(MATERIAL FOR THIS TASK):
#####
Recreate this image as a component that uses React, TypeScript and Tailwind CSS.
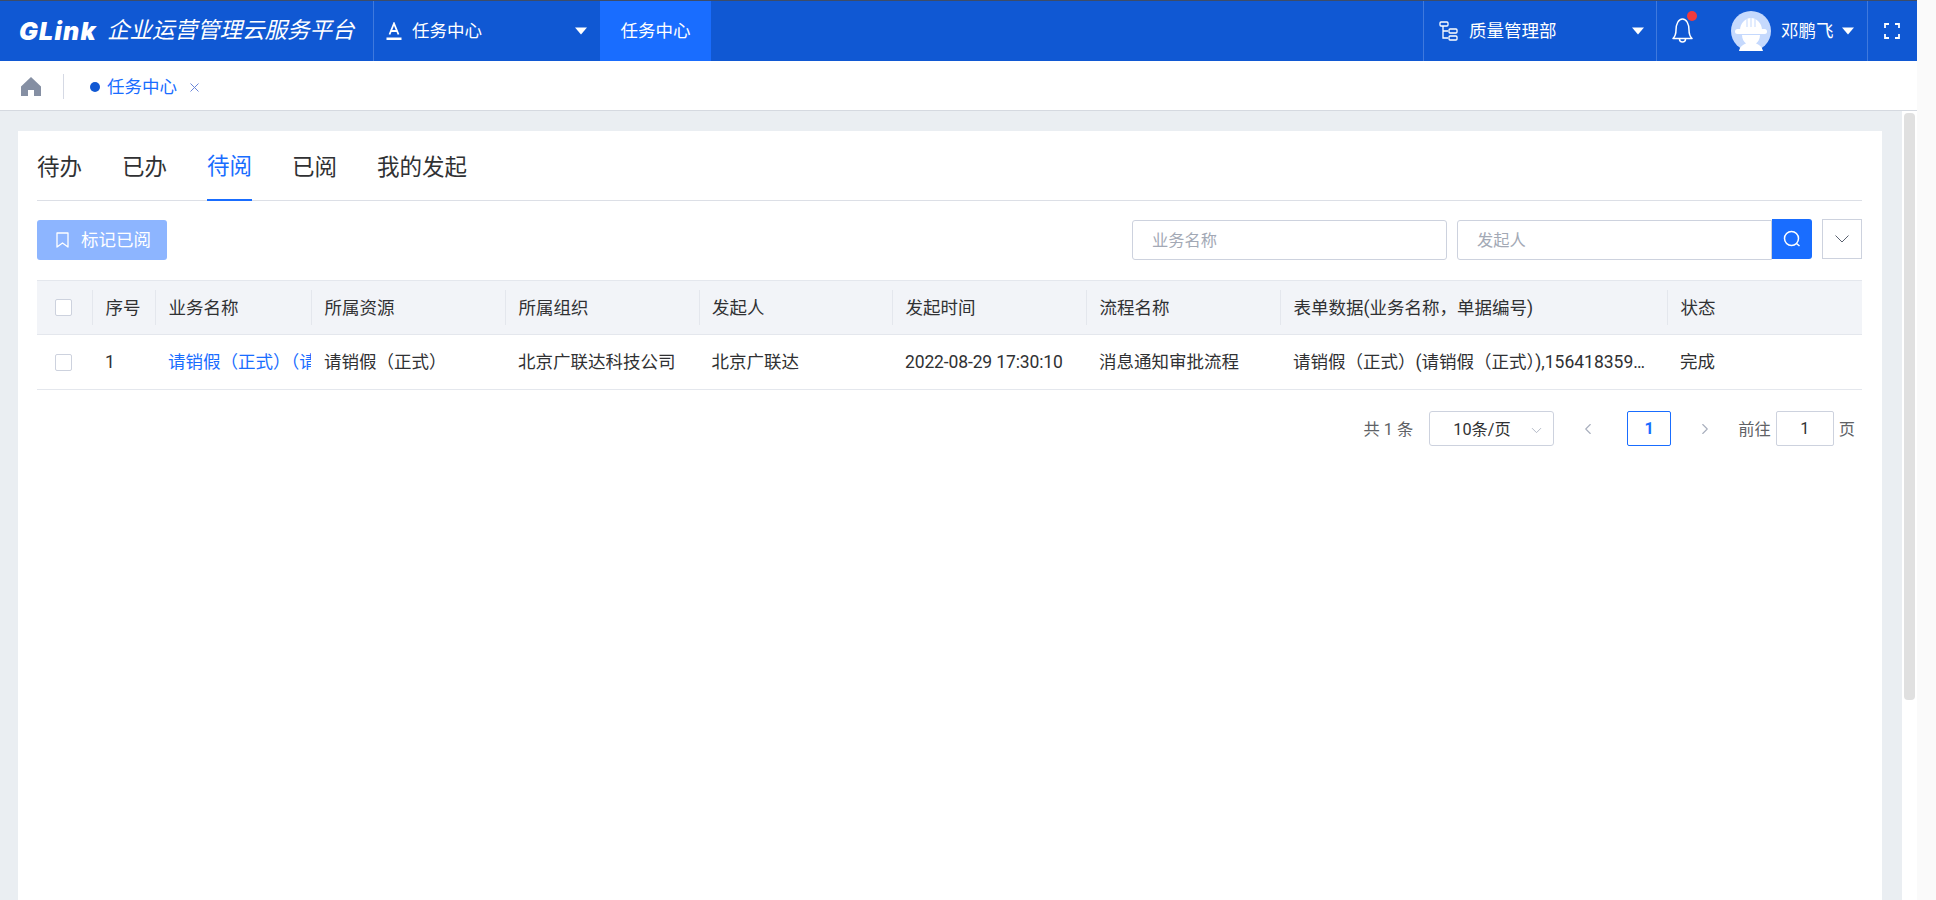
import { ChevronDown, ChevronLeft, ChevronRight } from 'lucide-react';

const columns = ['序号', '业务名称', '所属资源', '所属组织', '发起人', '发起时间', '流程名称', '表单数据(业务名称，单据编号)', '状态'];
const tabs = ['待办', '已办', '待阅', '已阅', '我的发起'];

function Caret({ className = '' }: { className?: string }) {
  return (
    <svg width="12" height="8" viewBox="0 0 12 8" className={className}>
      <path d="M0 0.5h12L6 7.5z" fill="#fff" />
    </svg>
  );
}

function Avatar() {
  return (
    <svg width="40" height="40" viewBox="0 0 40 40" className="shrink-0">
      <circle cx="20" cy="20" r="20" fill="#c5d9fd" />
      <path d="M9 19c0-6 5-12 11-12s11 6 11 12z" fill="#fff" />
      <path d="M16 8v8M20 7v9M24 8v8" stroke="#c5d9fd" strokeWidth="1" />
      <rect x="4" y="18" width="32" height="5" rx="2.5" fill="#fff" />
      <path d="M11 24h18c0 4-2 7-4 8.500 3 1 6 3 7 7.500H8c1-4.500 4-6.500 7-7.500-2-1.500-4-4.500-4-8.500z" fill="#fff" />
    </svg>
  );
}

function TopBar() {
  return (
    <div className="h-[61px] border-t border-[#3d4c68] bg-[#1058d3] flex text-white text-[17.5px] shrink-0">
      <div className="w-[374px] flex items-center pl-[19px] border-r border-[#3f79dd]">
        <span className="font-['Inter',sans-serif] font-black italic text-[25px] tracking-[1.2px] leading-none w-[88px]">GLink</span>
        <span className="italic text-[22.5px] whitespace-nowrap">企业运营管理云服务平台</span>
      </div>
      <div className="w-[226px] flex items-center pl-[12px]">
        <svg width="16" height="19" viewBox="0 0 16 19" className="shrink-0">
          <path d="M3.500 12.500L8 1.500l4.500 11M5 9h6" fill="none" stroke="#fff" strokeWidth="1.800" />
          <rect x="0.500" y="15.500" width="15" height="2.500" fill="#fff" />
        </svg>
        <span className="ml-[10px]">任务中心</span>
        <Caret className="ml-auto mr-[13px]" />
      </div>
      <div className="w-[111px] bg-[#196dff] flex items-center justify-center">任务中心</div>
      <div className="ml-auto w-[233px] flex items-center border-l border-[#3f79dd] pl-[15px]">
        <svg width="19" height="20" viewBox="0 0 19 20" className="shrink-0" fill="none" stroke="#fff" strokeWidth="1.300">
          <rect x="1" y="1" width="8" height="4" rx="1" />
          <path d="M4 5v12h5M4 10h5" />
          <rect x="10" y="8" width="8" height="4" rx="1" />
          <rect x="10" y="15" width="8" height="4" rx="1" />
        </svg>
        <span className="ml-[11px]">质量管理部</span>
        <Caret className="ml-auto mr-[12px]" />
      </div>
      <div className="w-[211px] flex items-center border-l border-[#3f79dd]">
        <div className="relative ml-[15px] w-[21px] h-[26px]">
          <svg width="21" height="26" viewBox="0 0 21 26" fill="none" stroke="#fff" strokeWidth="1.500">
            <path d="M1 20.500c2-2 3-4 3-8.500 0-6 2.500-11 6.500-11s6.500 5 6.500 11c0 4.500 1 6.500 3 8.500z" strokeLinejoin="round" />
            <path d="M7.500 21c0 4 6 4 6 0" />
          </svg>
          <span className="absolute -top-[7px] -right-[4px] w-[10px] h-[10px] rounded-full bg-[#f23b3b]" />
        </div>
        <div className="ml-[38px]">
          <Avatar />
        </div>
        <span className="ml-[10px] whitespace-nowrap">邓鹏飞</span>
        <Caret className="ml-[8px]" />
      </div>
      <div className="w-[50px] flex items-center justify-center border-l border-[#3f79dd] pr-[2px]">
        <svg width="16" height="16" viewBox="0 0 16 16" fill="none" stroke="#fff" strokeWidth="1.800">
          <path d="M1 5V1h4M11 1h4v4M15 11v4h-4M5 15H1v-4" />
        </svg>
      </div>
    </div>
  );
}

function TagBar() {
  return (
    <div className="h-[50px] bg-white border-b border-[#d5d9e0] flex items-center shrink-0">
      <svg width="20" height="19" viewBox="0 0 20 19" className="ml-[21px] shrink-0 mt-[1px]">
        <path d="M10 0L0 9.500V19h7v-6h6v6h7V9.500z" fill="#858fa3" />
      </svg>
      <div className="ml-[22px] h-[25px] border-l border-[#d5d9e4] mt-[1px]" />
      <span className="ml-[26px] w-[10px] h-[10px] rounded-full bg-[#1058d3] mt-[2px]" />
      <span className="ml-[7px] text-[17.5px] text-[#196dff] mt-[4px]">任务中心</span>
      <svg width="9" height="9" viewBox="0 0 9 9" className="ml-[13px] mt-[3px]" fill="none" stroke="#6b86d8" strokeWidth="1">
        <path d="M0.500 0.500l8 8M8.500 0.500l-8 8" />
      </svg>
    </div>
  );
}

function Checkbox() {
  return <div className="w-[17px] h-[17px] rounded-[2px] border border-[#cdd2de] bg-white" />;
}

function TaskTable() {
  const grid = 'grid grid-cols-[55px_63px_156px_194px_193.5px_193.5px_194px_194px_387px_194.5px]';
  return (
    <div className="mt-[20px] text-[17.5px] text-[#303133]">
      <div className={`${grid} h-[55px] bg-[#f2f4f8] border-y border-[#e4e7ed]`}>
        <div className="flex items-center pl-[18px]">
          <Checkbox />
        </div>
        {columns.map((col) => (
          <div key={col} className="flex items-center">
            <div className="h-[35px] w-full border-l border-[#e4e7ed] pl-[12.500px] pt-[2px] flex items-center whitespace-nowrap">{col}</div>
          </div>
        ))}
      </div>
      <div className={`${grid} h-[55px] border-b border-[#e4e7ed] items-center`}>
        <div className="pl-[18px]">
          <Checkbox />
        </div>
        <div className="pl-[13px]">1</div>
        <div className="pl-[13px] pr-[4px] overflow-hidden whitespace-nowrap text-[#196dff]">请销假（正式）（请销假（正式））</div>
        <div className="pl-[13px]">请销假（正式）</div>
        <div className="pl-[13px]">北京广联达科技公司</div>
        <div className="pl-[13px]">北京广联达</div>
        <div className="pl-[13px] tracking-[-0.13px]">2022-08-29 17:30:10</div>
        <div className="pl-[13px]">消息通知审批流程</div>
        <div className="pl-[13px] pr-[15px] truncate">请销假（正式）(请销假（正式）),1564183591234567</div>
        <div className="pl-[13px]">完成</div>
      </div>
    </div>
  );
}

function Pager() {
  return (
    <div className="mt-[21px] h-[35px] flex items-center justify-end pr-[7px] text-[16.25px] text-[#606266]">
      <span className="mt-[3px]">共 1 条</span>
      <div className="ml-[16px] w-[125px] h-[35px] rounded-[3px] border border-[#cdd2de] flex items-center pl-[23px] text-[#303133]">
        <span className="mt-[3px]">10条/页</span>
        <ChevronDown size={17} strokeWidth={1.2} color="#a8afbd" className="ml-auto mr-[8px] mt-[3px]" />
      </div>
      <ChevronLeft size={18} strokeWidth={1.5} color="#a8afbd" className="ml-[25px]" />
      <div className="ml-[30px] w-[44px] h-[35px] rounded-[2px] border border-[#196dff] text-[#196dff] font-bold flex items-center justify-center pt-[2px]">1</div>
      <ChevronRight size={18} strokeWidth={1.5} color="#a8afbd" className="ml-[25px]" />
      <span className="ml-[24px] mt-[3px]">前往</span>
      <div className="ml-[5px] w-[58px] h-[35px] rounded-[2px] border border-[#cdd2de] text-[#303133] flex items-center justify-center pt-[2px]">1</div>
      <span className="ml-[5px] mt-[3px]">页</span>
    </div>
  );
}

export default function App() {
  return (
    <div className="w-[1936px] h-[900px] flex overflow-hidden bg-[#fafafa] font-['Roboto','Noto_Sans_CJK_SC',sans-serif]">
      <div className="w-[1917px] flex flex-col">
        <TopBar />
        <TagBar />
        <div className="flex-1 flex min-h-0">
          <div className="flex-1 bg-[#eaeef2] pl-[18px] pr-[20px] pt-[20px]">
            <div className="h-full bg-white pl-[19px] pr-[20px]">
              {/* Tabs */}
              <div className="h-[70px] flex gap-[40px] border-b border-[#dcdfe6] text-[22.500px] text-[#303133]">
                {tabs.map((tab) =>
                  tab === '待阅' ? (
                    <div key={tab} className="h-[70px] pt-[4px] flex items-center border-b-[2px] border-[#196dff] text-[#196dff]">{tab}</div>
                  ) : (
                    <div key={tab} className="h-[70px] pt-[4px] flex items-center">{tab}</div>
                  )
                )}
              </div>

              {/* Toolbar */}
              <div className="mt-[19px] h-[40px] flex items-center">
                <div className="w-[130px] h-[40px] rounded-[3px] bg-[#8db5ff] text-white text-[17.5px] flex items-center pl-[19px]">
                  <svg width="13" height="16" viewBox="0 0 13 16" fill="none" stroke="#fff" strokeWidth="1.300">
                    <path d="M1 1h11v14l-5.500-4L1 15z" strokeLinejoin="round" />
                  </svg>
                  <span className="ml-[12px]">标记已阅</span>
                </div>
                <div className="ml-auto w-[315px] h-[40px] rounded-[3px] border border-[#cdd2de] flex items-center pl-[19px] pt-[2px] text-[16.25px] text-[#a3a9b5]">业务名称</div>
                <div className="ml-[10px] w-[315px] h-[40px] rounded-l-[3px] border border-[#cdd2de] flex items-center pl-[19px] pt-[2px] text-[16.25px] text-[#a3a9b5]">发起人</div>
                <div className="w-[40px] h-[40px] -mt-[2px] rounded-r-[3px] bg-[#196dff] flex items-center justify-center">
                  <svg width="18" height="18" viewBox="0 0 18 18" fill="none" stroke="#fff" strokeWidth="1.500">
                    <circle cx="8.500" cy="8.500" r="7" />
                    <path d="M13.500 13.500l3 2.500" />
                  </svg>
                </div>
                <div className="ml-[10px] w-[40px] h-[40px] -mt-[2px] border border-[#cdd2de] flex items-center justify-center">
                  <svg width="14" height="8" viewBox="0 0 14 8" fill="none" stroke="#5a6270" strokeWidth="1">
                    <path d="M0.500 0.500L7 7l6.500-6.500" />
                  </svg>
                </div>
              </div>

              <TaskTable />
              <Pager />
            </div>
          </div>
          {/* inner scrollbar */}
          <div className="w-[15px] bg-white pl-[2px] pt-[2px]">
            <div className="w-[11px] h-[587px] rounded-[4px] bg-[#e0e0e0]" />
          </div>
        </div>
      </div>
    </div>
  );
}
#####
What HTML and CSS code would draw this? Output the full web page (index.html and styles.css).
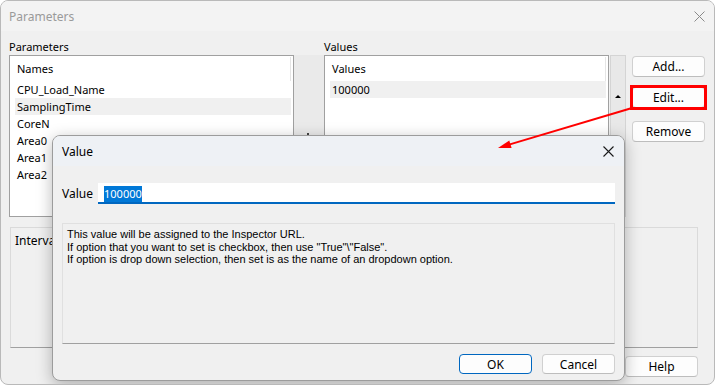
#####
(INSTRUCTIONS FOR THE TASK): Nothing but the lines from the one containing "Recreate this image" through the one containing "const tabs = ['待办', '已办', '待阅', '已阅', '我的发起'];" should be written out, exactly and with both ends. Pictures are left out.

(FINISHED ANSWER):
Recreate this image as a component that uses React, TypeScript and Tailwind CSS.
import { ChevronDown, ChevronLeft, ChevronRight } from 'lucide-react';

const columns = ['序号', '业务名称', '所属资源', '所属组织', '发起人', '发起时间', '流程名称', '表单数据(业务名称，单据编号)', '状态'];
const tabs = ['待办', '已办', '待阅', '已阅', '我的发起'];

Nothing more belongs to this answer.